Hayes missed out on selection for the 2004 Summer Olympics in Athens, Greece, but finished the year ranked 3rd in the world. He failed to qualify for the 2008 Summer Olympics in Beijing, China, after suffering two punctures during the qualification event.

In 2010 he won his first ITU Triathlon World Cup event in Kitzbühel, Austria; Hayes was part of a group of five riders who broke away on the cycling leg of the event and won in a time of one hour 52 minutes 32 seconds.

At the 2011 ITU Triathlon World Cup event in Hyde Park, London, Hayes finished in 46th position in an event won by compatriot Alistair Brownlee over the course that will be used for the 2012 Summer Olympics.

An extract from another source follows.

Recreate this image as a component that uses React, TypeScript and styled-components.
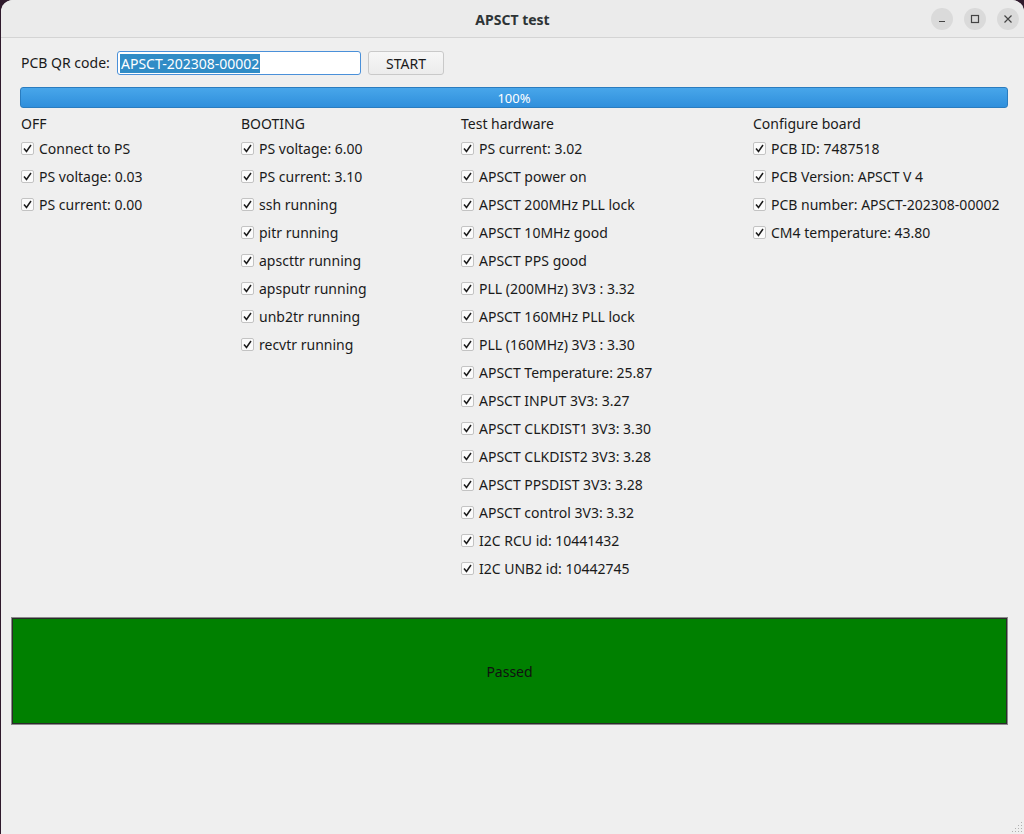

Hayes was selected to represent Great Britain at the 2012 Summer Olympics in the men's triathlon alongside brothers Alistair and Jonathan Brownlee. Hayes, who was ranked 46th in the world at the time of his selection, was chosen ahead of world number 12, Will Clarke, and world number 13, Tim Don, because of his ability to perform a domestique role for the Brownlees. The event took place in Hyde Park with the swim being held in the Serpentine. The cycle involved athletes leaving the park via Queen Mother's Gate, travelling through Wellington Arch, down Constitution Hill and on to Birdcage Walk in front of Buckingham Palace before returning to the park to complete the event with a four lap run around the Serpentine. Hayes finished in 37th place, however his job in this race was to help the two Brownlee brothers, a job he succeeded in as Alistair finished in gold medal position and Jonny in bronze.

After retiring in 2015, Hayes made a comeback to international triathlon competition in 2023, placing 4th at the 40-44AG World Sprint Triathlon Championships in Hamburg.